Just because it’s asking for a title doesn’t mean you have to give it one.

I was having a discussion with an associate the other day, and she asked me why I didn’t put a title bar in a presentation I was designing. “Don’t you think it would set the title apart?” she asked. I agreed that it would set the title apart. And from time to time I do use a title bar, but it’s only when the content, style and function of the deck demands it. But in this case, there wasn’t a need; the page was better without it. (I wish I could show it here, but it was work product and can’t go on a blog.) I explained to her the reason why had to do with letting the design serve the content, not the other way around.

The theory is a simple one: don’t change your content purely because the template demands it. If the template calls for a title, but the slide really doesn’t need it, do you think of one and put it in anyway? Shame! Only put exactly what is needed on any given slide and no more. The slide itself dictates exactly what it needs.

Not every page needs a title

What happens if you don’t need a title, but the template is asking for one? If you give in and write something, you wind up with an abomination like this:

OUCH! Why have a title if none is needed?

The title detracts so much! Let the content be the star. Let’s fix this quickly before my head explodes

Much better.

The ideal: A page with unity

Part of the issue with a title bar is that it treats the rest of the page as a separate thing. It makes the content sit under this overhang. There is no unity between the title and the rest of the page. Better to think of it as a single thing. Here we have an example of a page with unity. There is no division between title and the thing below the title. It’s just the thing.

If we were put the text into a title bar it would destroy the unity of the page…

Imagine putting this text in a title bar! What would fill the area below it? Worse than that, imagine the content sitting in the middle of the page with an empty title bar above it. I don’t even want to show an example of what that would be like. My head hurts. Let’s just move on.

But on some pages there is a role for the thing in the body and a role for the title. For example, this map needs a title for context.

We need a title or the image doesn’t mean anything.

Without the title, it’s meaningless. But if we put the title into a bar, it detracts from the map. It makes the map seem secondary.

The map is the most important thing, but the title has more weight. A design travesty.

The title bar above the map is bad, but not terrible. There are things we could do to improve the design, but it proves the point well enough. But what would happen if the next page after the map didn’t need a title?

If you don’t need a title, but have a title bar, this is what happens. Not good!

So logically we would delete the title bar, but it’s a bit jarring to see it disappear from one page to the next. So that’s no good either.

Bottom line: What I want is the option of having a title when a page needs it, not having one if a page doesn’t need it, and to avoid the awkward transition between them.

Really, the place where a title bar makes the most sense is in a presentation with a lot of bullets – more of a document, really.

More of a document than a slide.
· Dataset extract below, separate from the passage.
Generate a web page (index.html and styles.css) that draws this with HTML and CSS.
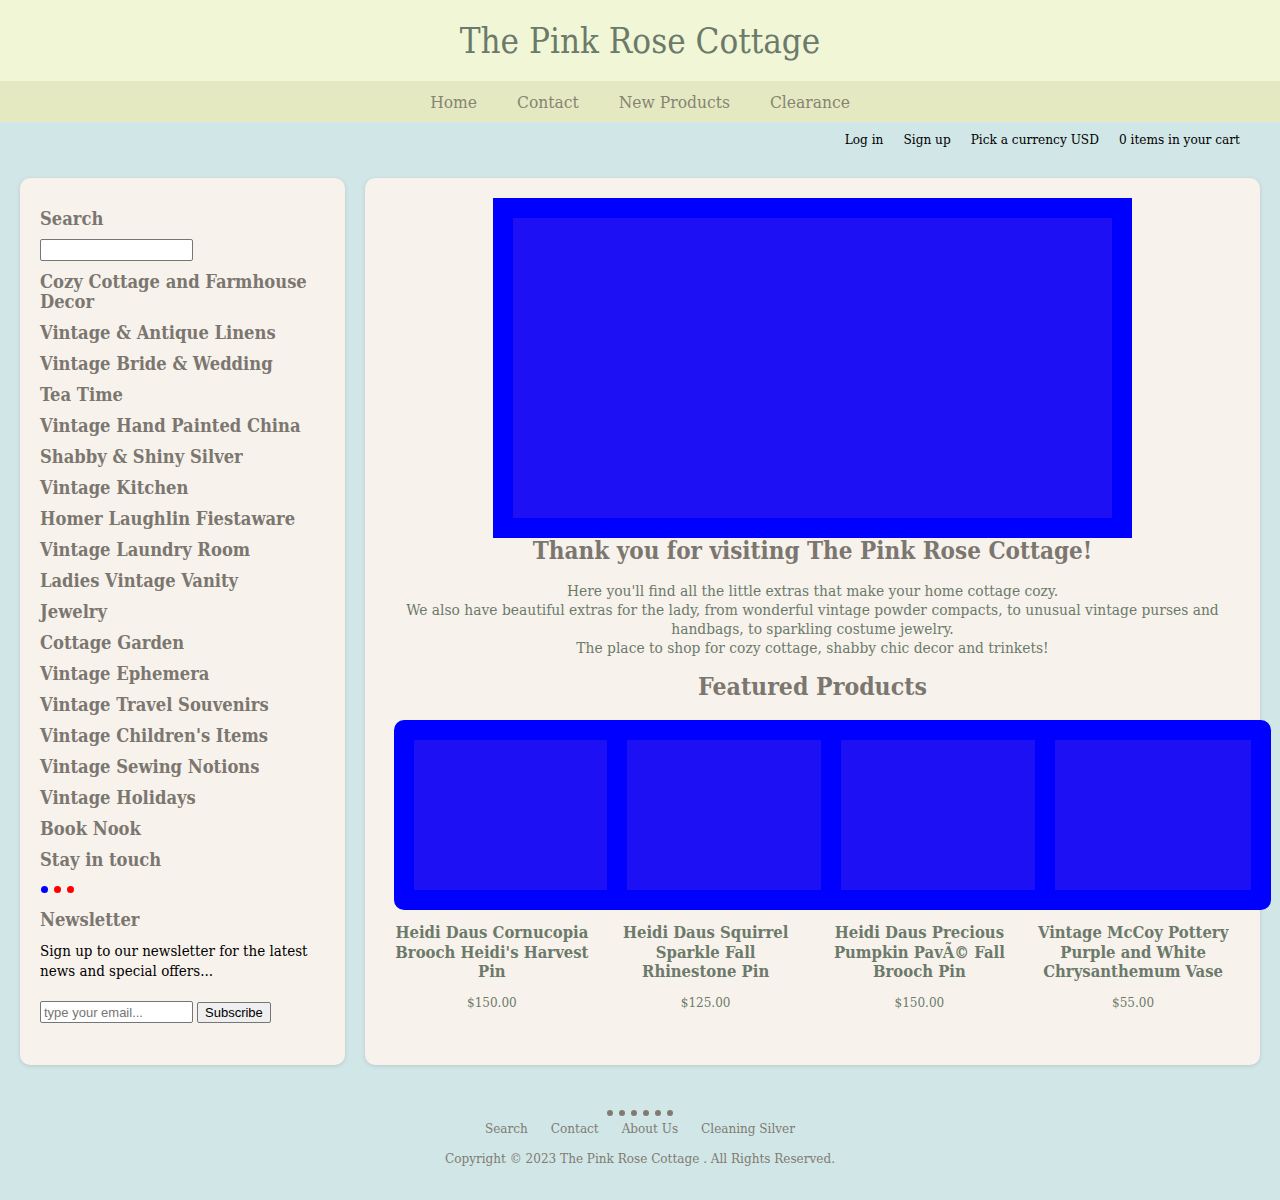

But the title bar has a function here.

This is more of a document than a visual aid, but it proves the point, albeit circuitously. A title bar establishes a strong sense of hierarchy. It doesn’t make the page unified in any way; it divides. In a document, that can work. If you have a slide where the title actually is far more important than the content, it can work. But not every slide is like that. Ideally, most slides would have a harmony where all things work together to strengthen the whole. A title bar dominates the page and makes everything else of secondary importance, whether it should be or not. Do you really want to commit to that on every single slide of your presentation?

Me neither.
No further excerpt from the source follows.